While PowerShell is available for Linux nowadays, I do not think that tying unpaper to it is a sensible option, so I’m not even suggesting that. But I also found out that the ip command (from iproute2) has recently received a -J option, which, instead of printing the usual complex mix of parsable and barely human readable output, generates a JSON document with the same information. This makes it much easier to extract the information you need, particularly with a tool like jq available, that allows “massaging” the data on the command line easily. I have actually used this “trick” at work recently. It’s a very similar idea to RPC, but with a discrete binary.
So with this knowledge in my head, I have a fairly clear idea of what I would like to have as an interface for a future unpaper.
First of all, it should be two separate command line tools — they may both be written in C, or the first one might be written in Python or any other language. The job of this language-flexible tool is to be the new unpaper command line executable. It should accept exactly the same command line interface of the current binary, but implement none of the algorithm or transformation logic.
The other tool should be written in C, because it should just contain all the current processing code. But instead of having to do complex parsing of the command line interface, it should instead read on the standard input a JSON document providing all of the parameters for the “job”.
Similarly, there’s some change needed to the output of the programs. Some of the information, particularly debugging, that is currently printed on the stderr stream should stay exactly where it is, but all of the standard output, well, I think it makes significantly more sense to have another JSON document from the processing tool, and convert that to human-readable form in the interface.
Now, with a proper documentation of the JSON schema, it means that the software using unpaper as a processing step can just build their job document, and skip the “human” interface. It would even make it much easier to write extensions in Python, Ruby, and any other language, as it would allow exposing a job configuration generator following the language’s own style.
Someone might wonder why I’m talking about JSON in particular — there’s dozens of different structured data formats that could be used, including protocol buffers. As I said a number of months ago, the important part in a data format is its schema, so the actual format wouldn’t be much of a choice. But on the other hand, JSON is a very flexible format that has good implementations in most languages, including C (which is important, since the unpaper algorithms are implemented in C, and – short of moving to Rust – I don’t want to change language).
But there’s something even more important than the language support, which I already noted above: jq.
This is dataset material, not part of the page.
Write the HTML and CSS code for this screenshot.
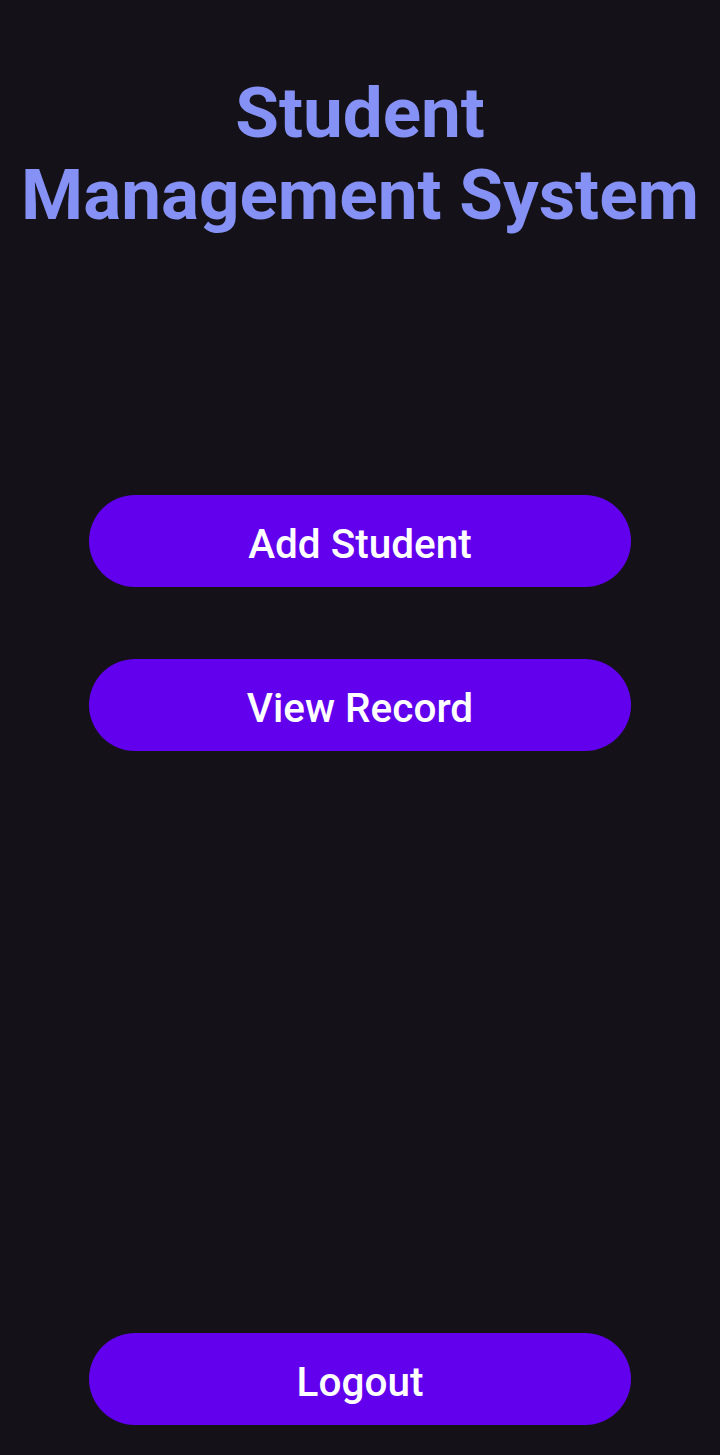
FILE: index.html
```html
<!DOCTYPE html>
<html>
<head>
<meta charset="utf-8">
<link rel="stylesheet" href="styles.css">
</head>
<body>
<div class="screen">
  <h1 class="title">Student<br>Management System</h1>
  <div class="actions">
    <button class="btn">Add Student</button>
    <button class="btn">View Record</button>
  </div>
  <div class="spacer"></div>
  <button class="btn">Logout</button>
</div>
</body>
</html>
```
FILE: styles.css
```css
html, body {
  margin: 0;
  padding: 0;
  background: #141218;
}
.screen {
  width: 720px;
  height: 1455px;
  display: flex;
  flex-direction: column;
  align-items: center;
  box-sizing: border-box;
  padding: 72px 0 30px;
  font-family: Roboto, "Liberation Sans", sans-serif;
}
.title {
  margin: 0;
  text-align: center;
  color: #8591f5;
  font-weight: 700;
  font-size: 71px;
  line-height: 82px;
  letter-spacing: 0;
}
.actions {
  margin-top: 259px;
  display: flex;
  flex-direction: column;
  gap: 72px;
}
.spacer { flex: 1; }
.btn {
  width: 542px;
  height: 92px;
  border: none;
  border-radius: 46px;
  background: #6200ee;
  color: #ffffff;
  font-family: Roboto, "Liberation Sans", sans-serif;
  font-weight: 500;
  font-size: 40.5px;
  padding: 5px 0 0;
}
```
This is an astounding work of engineering, making it so much easier to handle JSON documents, particularly inline between programs. And that is the killer reason to use JSON for me. Because that gives even more flexibility to an interface that, for the longest time, felt too rigid to me.
So if you’re interested to contribute to an open source project, with no particular timeline pressure, and you’re comfortable with writing C — please reach out, whether it is to ask questions for clarification, or with a pull request to implement this idea altogether.
And don’t forget, there’s still the Meson conversion project which I also discussed previously. For that one, some of the tasks are not even C projects! It needs someone to take the time to rewrite the man page in Sphinx, and also someone to rewrite the testing setup to be driven by Python, rather than the current mess of Automake and custom shell scripts.
Ooooh, JSON from iproute2! Once that has been aroudn for long enough that it can be relied on, the nasty NASTY parsing one thing I wrote can finally be moved to “declare a suitable data structure, tag it for JSON-marshalling, extract from there” instead of the somewhat gnarly hand-coded “parse the output of ‘ip route list'” that is currently embedded in it.
And, thankfully, the interesting bit is not “parse the machine’s routing table”, it is “cross-correlate routing tables from N machines, and find any outliers, so an alert can be raised”.